RamjotSingh commented 3 years ago

@GrabYourPitchforks I have written the encoder which accept Emojis (builds on top of UnsafeRelaxedEncoder) https://github.com/RamjotSingh/System.Text.Json.Extensions/blob/main/RamjotSingh.System.Text.Json.Extensions/Encoders/NewtonsoftJsonCompatibleEncoder.cs

I wrote some tests and things look to be working fine. Would you be able to take a look and see if the encoder makes sense?

I had to copy Rune and few more files from the runtime repo since they are available only in Net3+ while I needed to target NetStd2.0

GrabYourPitchforks commented 3 years ago

@RamjotSingh The encoder logic looks fine. If you need a netstandard2.0-compatible version of the Rune sources, you can find one at https://github.com/dotnet/runtime/blob/main/src/libraries/System.Text.Encodings.Web/src/Polyfills/System.Text.Rune.netstandard20.cs. (This is the same file used by the netstandard2.0-compatible encoders package.)
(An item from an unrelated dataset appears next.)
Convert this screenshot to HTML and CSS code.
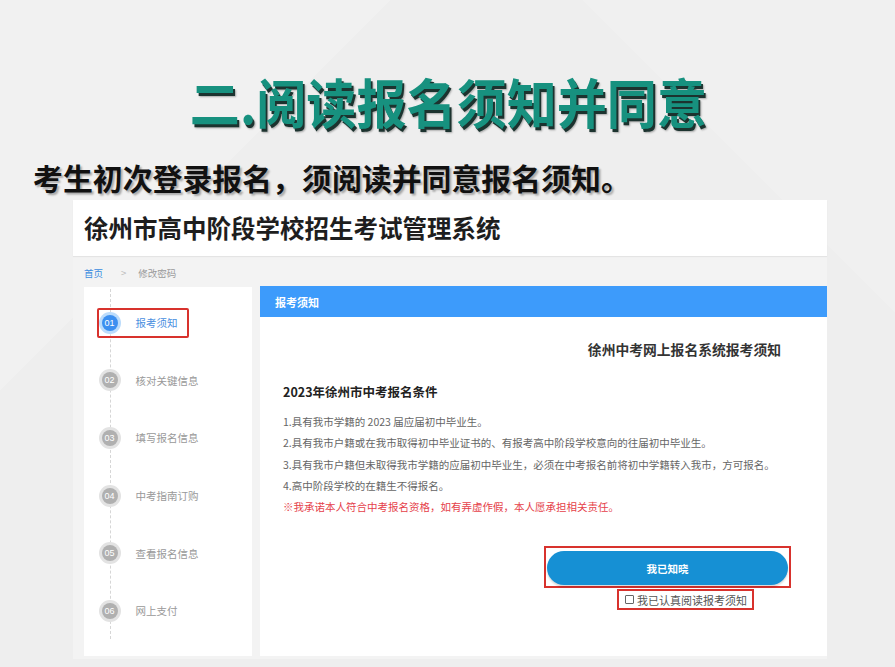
FILE: index.html
```html
<!DOCTYPE html>
<html lang="zh-CN">
<head>
<meta charset="utf-8">
<title>阅读报名须知并同意</title>
<link rel="stylesheet" href="styles.css">
</head>
<body>
<div class="page">
  <div class="hero">
    <h1 class="hero-title">二.阅读报名须知并同意</h1>
    <p class="hero-lead">考生初次登录报名，须阅读并同意报名须知。</p>
  </div>
  <div class="shot">
    <header class="sys-head">徐州市高中阶段学校招生考试管理系统</header>
    <div class="sys-body">
      <div class="crumb"><span class="crumb-home">首页</span><span class="crumb-sep">&gt;</span><span class="crumb-cur">修改密码</span></div>
      <div class="main">
        <aside class="steps">
          <div class="step active"><div class="step-in"><span class="dot">01</span><span class="step-txt">报考须知</span></div></div>
          <div class="step"><div class="step-in"><span class="dot">02</span><span class="step-txt">核对关键信息</span></div></div>
          <div class="step"><div class="step-in"><span class="dot">03</span><span class="step-txt">填写报名信息</span></div></div>
          <div class="step"><div class="step-in"><span class="dot">04</span><span class="step-txt">中考指南订购</span></div></div>
          <div class="step"><div class="step-in"><span class="dot">05</span><span class="step-txt">查看报名信息</span></div></div>
          <div class="step"><div class="step-in"><span class="dot">06</span><span class="step-txt">网上支付</span></div></div>
        </aside>
        <section class="notice">
          <div class="notice-bar">报考须知</div>
          <div class="notice-body">
            <h2 class="notice-title">徐州中考网上报名系统报考须知</h2>
            <h3 class="notice-sub">2023年徐州市中考报名条件</h3>
            <ul class="rules">
              <li>1.具有我市学籍的 2023 届应届初中毕业生。</li>
              <li>2.具有我市户籍或在我市取得初中毕业证书的、有报考高中阶段学校意向的往届初中毕业生。</li>
              <li>3.具有我市户籍但未取得我市学籍的应届初中毕业生，必须在中考报名前将初中学籍转入我市，方可报名。</li>
              <li>4.高中阶段学校的在籍生不得报名。</li>
              <li class="warn">※我承诺本人符合中考报名资格，如有弄虚作假，本人愿承担相关责任。</li>
            </ul>
            <div class="btn-wrap"><button class="btn" type="button">我已知晓</button></div>
            <label class="agree"><span class="box"></span>我已认真阅读报考须知</label>
          </div>
        </section>
      </div>
    </div>
  </div>
</div>
</body>
</html>
```
FILE: styles.css
```css
* { box-sizing: border-box; margin: 0; padding: 0; }
html, body { width: 895px; height: 667px; overflow: hidden; }
body {
  font-family: "Noto Sans CJK SC", "Noto Sans", sans-serif;
  background: #eeeeee;
  color: #333;
}
.page {
  width: 895px;
  height: 667px;
  background:
    linear-gradient(135deg, rgba(255,255,255,0.18) 0 25%, transparent 25% 100%),
    linear-gradient(225deg, rgba(255,255,255,0.14) 0 20%, transparent 20% 100%),
    #eeeeee;
}
.hero { padding-top: 74px; }
.hero-title {
  font-size: 53px;
  line-height: 54px;
  font-weight: 700;
  color: #17917f;
  text-align: center;
  text-shadow: 2px 3px 0 #1c332f, 3px 4px 2px rgba(0,0,0,0.3);
  transform: scaleX(0.945);
  padding-left: 2px;
}
.hero-lead {
  margin-top: 34px;
  padding-left: 33px;
  font-size: 29.9px;
  line-height: 30px;
  font-weight: 700;
  color: #111;
  text-shadow: 2px 2px 2px rgba(0,0,0,0.3);
}
.shot {
  margin: 8px 0 0 73px;
  width: 754px;
  background: #f3f3f3;
}
.sys-head {
  height: 56px;
  background: #fff;
  padding-left: 11px;
  font-size: 24.5px;
  line-height: 56px;
  font-weight: 700;
  color: #1e1e1e;
  box-shadow: 0 1px 1px rgba(0,0,0,0.06);
}
.sys-body { padding: 0 0 3px 11px; }
.crumb {
  height: 31px;
  font-size: 9.5px;
  line-height: 34px;
  color: #999;
  display: flex;
}
.crumb-home { color: #3b8de0; }
.crumb-sep { margin: 0 12px 0 18px; color: #bbb; }
.main { display: flex; gap: 8px; }
.steps {
  position: relative;
  width: 168px;
  height: 369px;
  background: #fff;
  padding-top: 7px;
}
.steps::before {
  content: "";
  position: absolute;
  left: 26px;
  top: 2px;
  bottom: 17px;
  border-left: 1px dashed #d6d6d6;
}
.step { height: 57.6px; display: flex; align-items: center; padding-left: 13px; position: relative; }
.step-in {
  display: flex;
  align-items: center;
  height: 30px;
  padding: 0 9px 0 2.5px;
  border: 2px solid transparent;
  border-radius: 2px;
}
.step.active .step-in { border-color: #d8322d; }
.dot {
  width: 16px;
  height: 16px;
  border-radius: 50%;
  background: #b0b0b0;
  box-shadow: 0 0 0 3px #e3e3e3;
  color: #fff;
  font-family: "Liberation Sans", Arial, sans-serif;
  font-size: 9px;
  line-height: 16px;
  text-align: center;
  flex: none;
}
.step.active .dot { background: #3c8ff0; box-shadow: 0 0 0 3px #bcdcfb; }
.step-txt { margin-left: 18px; font-size: 10.5px; color: #999; white-space: nowrap; }
.step.active .step-txt { color: #4a8fdf; }
.notice { width: 567px; height: 370px; background: #fff; margin-top: -1px; }
.notice-bar {
  height: 31px;
  background: #3d9bfb;
  color: #fff;
  font-size: 11px;
  font-weight: 700;
  line-height: 32px;
  padding-left: 15px;
}
.notice-body { padding: 22px 0 0 23px; }
.notice-title {
  font-size: 13.8px;
  line-height: 20px;
  font-weight: 700;
  color: #333;
  text-align: right;
  padding-right: 46px;
}
.notice-sub {
  margin-top: 24px;
  font-size: 12.5px;
  line-height: 18px;
  font-weight: 700;
  color: #222;
}
.rules {
  list-style: none;
  margin-top: 10px;
  font-size: 10.5px;
  line-height: 21.3px;
  color: #666;
  white-space: nowrap;
}
.rules .warn { color: #e5414a; }
.btn-wrap {
  margin: 29px 0 0 261px;
  width: 247px;
  height: 42px;
  border: 2px solid #d8322d;
  padding: 3px 1px 1px 1px;
}
.btn {
  display: block;
  width: 241px;
  height: 34px;
  border: none;
  border-radius: 17px;
  background: #1690d4;
  color: #fff;
  font-family: "Noto Sans CJK SC", sans-serif;
  font-size: 10.5px;
  font-weight: 700;
  box-shadow: 0 2px 2px rgba(0,0,0,0.15);
}
.agree {
  margin: 1px 0 0 334px;
  width: 137px;
  height: 21px;
  border: 2px solid #d8322d;
  display: flex;
  align-items: center;
  padding-left: 6px;
  font-size: 11px;
  color: #555;
  white-space: nowrap;
}
.box {
  width: 9px;
  height: 9px;
  border: 1px solid #666;
  border-radius: 1px;
  margin-right: 3px;
  flex: none;
}
```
I didn't check the tool which scrapes https://unicode.org/emoji/charts/full-emoji-list.html and generates a list of allowed emoji chars.

RamjotSingh commented 3 years ago

The code for the scraper is at https://github.com/RamjotSingh/EmojiNet/blob/026453f0a643299f7b1152d57e46185fe1380e19/EmojiNet/EmojiSiteProcessor/Program.cs#L45

It's basically downloading the unicode website and pulling all the U+ codes from it and constructing a giant switch statement with all the int values (emojis with combination of U+ values are split and each individual value considered a valid scalar).

Here is the file it generates https://github.com/RamjotSingh/EmojiNet/blob/main/EmojiNet/RamjotSingh.EmojiNet/UnicodeScalarHelper.cs

eiriktsarpalis commented 3 years ago

Moving to future, we could perhaps look into providing an API based on @GrabYourPitchforks's sketch design.

jeffhandley commented 2 years ago

@dotnet/area-system-text-json @GrabYourPitchforks I'm inclined to close this issue and rely on the ability to accomplish this through a custom encoder. I'll go ahead and close it, but please reopen it if you disagree.